Although it has been determined that your Australian domicile has remained unchanged, the Commissioner is satisfied that you have established a permanent place of abode outside of Australia from the date of your original departure. Therefore, as you have established a permanent place of abode outside of Australia, you are not a resident of Australia for income tax purposes under the 'domicile test'.
The 183-day test
Where a person is present in Australia for 183 days during the year of income the person will be a resident, unless the Commissioner is satisfied that the person's usual place of abode is outside Australia and the person does not intend to take up residence in Australia.
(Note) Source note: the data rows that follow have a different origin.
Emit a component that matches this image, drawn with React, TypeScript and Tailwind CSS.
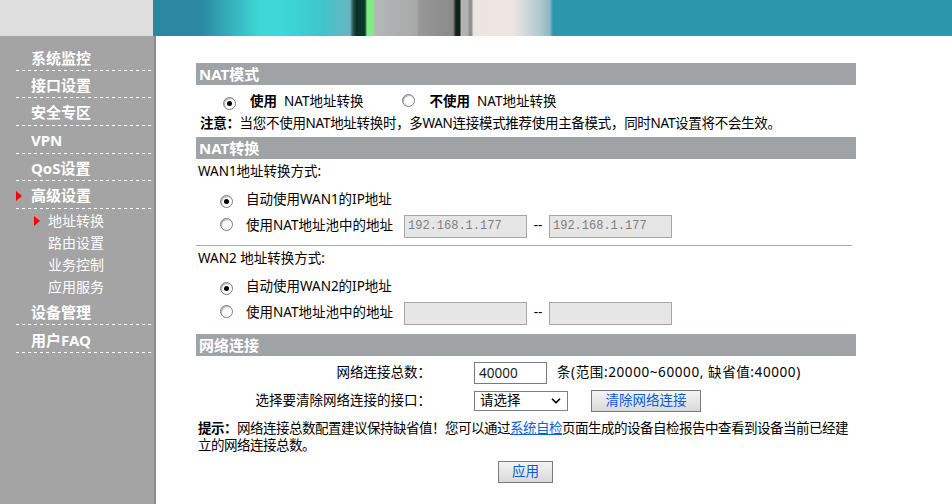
import React from "react";
import { ChevronDown } from "lucide-react";

const Radio = ({ checked }: { checked?: boolean }) => (
  <span className="inline-flex h-[13px] w-[13px] shrink-0 items-center justify-center rounded-full border border-[#7b7b7b] bg-white shadow-[inset_1px_1px_1px_rgba(0,0,0,0.3)]">
    {checked && <span className="h-[5px] w-[5px] rounded-full bg-black" />}
  </span>
);

const Dash = () => (
  <div className="ml-[16px] h-px w-[136px] bg-[repeating-linear-gradient(90deg,#ffffff_0px,#ffffff_3px,transparent_3px,transparent_6px)]" />
);

const Tri = () => (
  <svg width="6" height="10" viewBox="0 0 6 10" className="shrink-0">
    <polygon points="0,0 6,5 0,10" fill="#ff0000" />
  </svg>
);

const Bar = ({ children, className = "" }: { children: React.ReactNode; className?: string }) => (
  <div className={`flex h-[22px] items-center bg-[#a0a3a6] pl-[3px] text-[15px] font-bold leading-none text-white ${className}`}>
    {children}
  </div>
);

const IpInput = ({ value }: { value: string }) => (
  <input
    readOnly
    value={value}
    className="h-[23px] w-[123px] border border-[#a5a5a5] bg-[#e6e6e6] px-[3px] font-['Liberation_Mono',monospace] text-[12px] text-[#7f7f7f] outline-none"
  />
);

export default function App() {
  return (
    <div className="flex h-[504px] w-[952px] flex-col overflow-hidden bg-white font-['Noto_Sans','Noto_Sans_CJK_SC',sans-serif] text-black">
      <div className="flex h-[36px] shrink-0">
        <div className="w-[153px] bg-[#dedede]" />
        <div className="flex-1 bg-[linear-gradient(90deg,#2b87a0_0px,#2b88a0_47px,#3dd8d6_107px,#3dd8d8_130px,#3fc4cc_170px,#6ab4c0_197px,#2a5a58_200px,#0a3028_203px,#0c3a2c_212px,#7af07a_214px,#88e888_220px,#b4b8b8_222px,#a8a8a8_264px,#989898_266px,#8a8a8a_300px,#102018_303px,#102018_307px,#b4b4b4_308px,#b0b0b0_315px,#909090_316px,#909090_319px,#ece4e0_320px,#ece6e2_360px,#d8dcdc_370px,#b0c8cc_387px,#8cb8c4_397px,#2b97ad_400px,#2b97ad_100%)]" />
      </div>
      <div className="flex flex-1">
        <aside className="w-[156px] shrink-0 border-r-2 border-[#8c8c8c] bg-[#a4a4a4] pt-[8px] text-white">
          <div className="flex h-[26px] items-center pl-[31px] pt-[2px] text-[15px] font-bold leading-none">系统监控</div>
          <Dash />
          <div className="flex h-[26px] items-center pl-[31px] pt-[2px] text-[15px] font-bold leading-none">接口设置</div>
          <Dash />
          <div className="flex h-[27px] items-center pl-[31px] pt-[2px] text-[15px] font-bold leading-none">安全专区</div>
          <Dash />
          <div className="flex h-[27px] items-center pl-[31px] pt-[2px] text-[15px] font-bold leading-none">VPN</div>
          <Dash />
          <div className="flex h-[26px] items-center pl-[31px] pt-[2px] text-[15px] font-bold leading-none">QoS设置</div>
          <Dash />
          <div className="flex h-[27px] items-center pl-[16px] pt-[2px] text-[15px] font-bold leading-none">
            <Tri />
            <span className="ml-[9px]">高级设置</span>
          </div>
          <Dash />
          <div className="flex h-[22px] items-center pl-[34px] pt-[1px] text-[14px] leading-none">
            <Tri />
            <span className="ml-[8px]">地址转换</span>
          </div>
          <div className="flex h-[22px] items-center pl-[48px] pt-[1px] text-[14px] leading-none">路由设置</div>
          <div className="flex h-[22px] items-center pl-[48px] pt-[1px] text-[14px] leading-none">业务控制</div>
          <div className="flex h-[22px] items-center pl-[48px] pt-[1px] text-[14px] leading-none">应用服务</div>
          <div className="flex h-[27px] items-center pl-[31px] pt-[4px] text-[15px] font-bold leading-none">设备管理</div>
          <Dash />
          <div className="flex h-[27px] items-center pl-[31px] pt-[3px] text-[15px] font-bold leading-none">用户FAQ</div>
          <Dash />
        </aside>

        <main className="ml-[40px] w-[660px] pt-[27px] text-[13.5px] leading-none">
          <Bar>NAT模式</Bar>
          <div className="flex h-[28px] items-center pt-[6px]">
            <span className="ml-[27px]"><Radio checked /></span>
            <span className="ml-[14px] font-bold">使用</span>
            <span className="ml-[7px]">NAT地址转换</span>
            <span className="ml-[39px]"><Radio /></span>
            <span className="ml-[14px] font-bold">不使用</span>
            <span className="ml-[7px]">NAT地址转换</span>
          </div>
          <div className="flex h-[22px] items-center whitespace-nowrap pl-[4px] tracking-[-0.3px]">
            <span className="font-bold">注意：</span>
            <span>当您不使用NAT地址转换时，多WAN连接模式推荐使用主备模式，同时NAT设置将不会生效。</span>
          </div>

          <Bar className="mt-[2px]">NAT转换</Bar>
          <div className="flex h-[26px] items-center pl-[2px]">WAN1地址转换方式:</div>
          <div className="mt-[2px] flex h-[26px] items-center">
            <span className="ml-[24px]"><Radio checked /></span>
            <span className="ml-[13px]">自动使用WAN1的IP地址</span>
          </div>
          <div className="flex h-[26px] items-center">
            <span className="ml-[24px]"><Radio /></span>
            <span className="ml-[13px] w-[158px]">使用NAT地址池中的地址</span>
            <IpInput value="192.168.1.177" />
            <span className="w-[22px] text-center">--</span>
            <IpInput value="192.168.1.177" />
          </div>
          <div className="mt-[6px] w-[656px] border-t border-[#a9a9a9]" />
          <div className="flex h-[26px] items-center pl-[2px]">WAN2 地址转换方式:</div>
          <div className="mt-[2px] flex h-[26px] items-center">
            <span className="ml-[24px]"><Radio checked /></span>
            <span className="ml-[13px]">自动使用WAN2的IP地址</span>
          </div>
          <div className="flex h-[26px] items-center">
            <span className="ml-[24px]"><Radio /></span>
            <span className="ml-[13px] w-[158px]">使用NAT地址池中的地址</span>
            <IpInput value="" />
            <span className="w-[22px] text-center">--</span>
            <IpInput value="" />
          </div>

          <Bar className="mt-[8px]">网络连接</Bar>
          <div className="mt-[6px] flex h-[22px] items-center">
            <span className="w-[278px] pr-[43px] text-right">网络连接总数：</span>
            <input
              readOnly
              value="40000"
              className="h-[22px] w-[73px] border border-[#7a7a7a] bg-white px-[4px] text-[13.5px] text-[#1a1a1a] outline-none"
            />
            <span className="ml-[10px] tracking-[0.6px]">条(范围:20000~60000, 缺省值:40000)</span>
          </div>
          <div className="mt-[6px] flex h-[22px] items-center">
            <span className="w-[278px] pr-[43px] text-right">选择要清除网络连接的接口：</span>
            <div className="flex h-[20px] w-[94px] items-center justify-between border border-[#7f7f7f] bg-white pl-[5px] pr-[4px]">
              <span>请选择</span>
              <ChevronDown size={14} strokeWidth={3} />
            </div>
            <div className="ml-[23px] flex h-[22px] w-[110px] items-center justify-center border border-[#7a7a7a] bg-[linear-gradient(#f4f4f4,#d9d9d9)] text-[13.5px] text-[#0a5ad6]">
              清除网络连接
            </div>
          </div>
          <p className="mt-[8px] whitespace-nowrap pl-[2px] leading-[17px] tracking-[-0.5px]">
            <span className="font-bold">提示：</span>网络连接总数配置建议保持缺省值！您可以通过
            <span className="text-[#0a5fd8] underline">系统自检</span>页面生成的设备自检报告中查看到设备当前已经建
            <br />
            立的网络连接总数。
          </p>
          <div className="ml-[302px] mt-[7px] flex h-[22px] w-[55px] items-center justify-center border border-[#7a7a7a] bg-[linear-gradient(#f4f4f4,#d9d9d9)] text-[#0a5ad6]">
            应用
          </div>
        </main>
      </div>
    </div>
  );
}
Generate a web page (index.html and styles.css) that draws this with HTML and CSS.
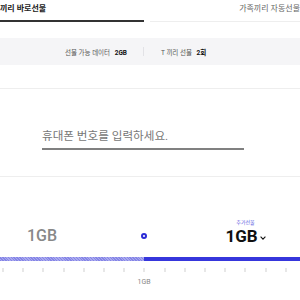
FILE: index.html
```html
<!DOCTYPE html>
<html lang="ko">
<head>
<meta charset="utf-8">
<link rel="stylesheet" href="styles.css">
</head>
<body>
<div class="page">
  <div class="tabs">
    <div class="tab tab-active">끼리 바로선물</div>
    <div class="tab tab-other">가족끼리 자동선물</div>
  </div>
  <div class="info">
    <span class="info-item">선물 가능 데이터 <b>2GB</b></span>
    <span class="sep"></span>
    <span class="info-item">T 끼리 선물 <b>2회</b></span>
  </div>
  <div class="phone-section">
    <div class="phone-field">휴대폰 번호를 입력하세요.</div>
  </div>
  <div class="amount-section">
    <div class="amount-row">
      <div class="amount-left">1GB</div>
      <div class="dot"></div>
      <div class="amount-right">
        <div class="add-label">추가선물</div>
        <div class="amount-value">1GB<svg class="chev" width="6" height="4" viewBox="0 0 6 4"><path d="M0.6 0.7 L3 3.1 L5.4 0.7" fill="none" stroke="#111" stroke-width="1.1"/></svg></div>
      </div>
    </div>
    <div class="bar"><div class="bar-fill"></div><div class="bar-rest"></div></div>
    <div class="ticks"></div>
    <div class="scale-label">1GB</div>
  </div>
</div>
</body>
</html>
```
FILE: styles.css
```css
html, body {
  margin: 0;
  padding: 0;
  background: #fff;
}
.page {
  width: 300px;
  height: 300px;
  overflow: hidden;
  font-family: Roboto, "Noto Sans CJK KR", sans-serif;
  color: #222;
}
.tabs {
  display: flex;
  height: 22px;
}
.tab {
  font-size: 8px;
  line-height: 18px;
  white-space: nowrap;
}
.tab-active {
  width: 144px;
  height: 20px;
  border-bottom: 2px solid #333;
  font-weight: 700;
  color: #222;
}
.tab-other {
  flex: 1;
  margin-left: 6px;
  height: 21px;
  border-bottom: 1px solid #eee;
  text-align: right;
  color: #666;
}
.info {
  margin-top: 16px;
  height: 27px;
  background: #f5f5f7;
  display: flex;
  align-items: center;
  padding-left: 65px;
  font-size: 6.5px;
  color: #555;
}
.info-item b {
  color: #111;
  font-weight: 700;
  margin-left: 3px;
}
.sep {
  width: 1px;
  height: 9px;
  background: #e2e2e6;
  margin: 0 17px 0 16px;
}
.phone-section {
  margin-top: 23px;
  border-top: 1px solid #eee;
  border-bottom: 1px solid #eee;
  height: 87px;
}
.phone-field {
  margin: 39px 0 0 42px;
  width: 202px;
  font-size: 11.6px;
  line-height: 16px;
  color: #777;
  padding-bottom: 4px;
  border-bottom: 2px solid #808080;
}
.amount-section {
  padding-top: 39px;
}
.amount-row {
  display: flex;
  align-items: flex-end;
  height: 30px;
}
.amount-left {
  width: 114px;
  padding-left: 27px;
  font-size: 16px;
  font-weight: 500;
  line-height: 20px;
  color: #888;
}
.dot {
  width: 2px;
  height: 2px;
  border: 2px solid #2a2ad6;
  border-radius: 50%;
  margin-bottom: 7px;
}
.amount-right {
  flex: 1;
  display: flex;
  flex-direction: column;
  align-items: center;
  padding-left: 44px;
}
.add-label {
  font-size: 5px;
  line-height: 8px;
  color: #5a5ae0;
}
.amount-value {
  display: flex;
  align-items: center;
  font-size: 17px;
  font-weight: 700;
  line-height: 20px;
  color: #111;
}
.chev {
  margin-left: 2px;
  margin-top: 3px;
}
.bar {
  display: flex;
  height: 4px;
  margin-top: 11px;
}
.bar-fill {
  width: 144px;
  background: repeating-linear-gradient(45deg, #8585e6 0 1px, #a9a9ef 1px 2px);
}
.bar-rest {
  flex: 1;
  background: #3636dc;
}
.ticks {
  height: 4px;
  margin-top: 7px;
  background: repeating-linear-gradient(to right, #cfcfcf 0 1px, transparent 1px 20.2px);
  background-position: 2.5px 0;
}
.scale-label {
  margin-top: 5px;
  font-size: 7px;
  line-height: 10px;
  color: #888;
  text-align: center;
  width: 288px;
}
```
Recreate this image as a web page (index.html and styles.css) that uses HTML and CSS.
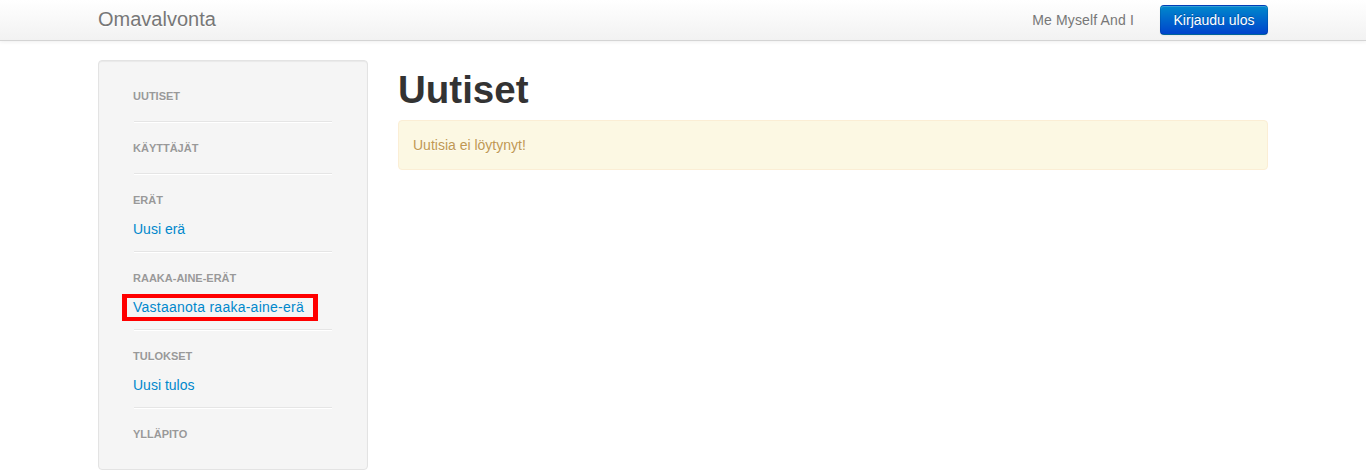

You were not physically present in Australia for a period of greater than 183 days. Therefore you will not be a resident of Australia for income tax purposes under the 183 day test.
The Superannuation test
An individual is considered to be a resident if that person is eligible to contribute to the Public Service Superannuation Scheme (PSS) or the Commonwealth Service Superannuation Scheme (CSS), or that person is the spouse or child under 16 of such a person. Generally Commonwealth Government employees are eligible to contribute to the PSS or CSS.
You have never been a member of a CSS or PSS.
Accordingly, you are not a resident under this test.
Your residency status
As you are not a resident of Australia under any of the tests of residency outlined in subsection 6(1) of the ITAA 1936 and subsection 995-1(1) of the ITAA 1997, you are not considered to be an Australian resident for taxation purposes.
Assessable income
Subsection 6-5(3) of the ITAA 1997 provides that the assessable income of a non-resident taxpayer includes ordinary income derived directly or indirectly from all Australian sources during the income year and other ordinary income that a provision includes as assessable income on some basis other than having an Australian source.
In your case, it has been determined that you are not a resident of Australia for income tax purposes. Therefore only income that is sourced in Australia will be assessable in Australia.
Accordingly, you are not required to include any of your foreign sourced income in your income tax return.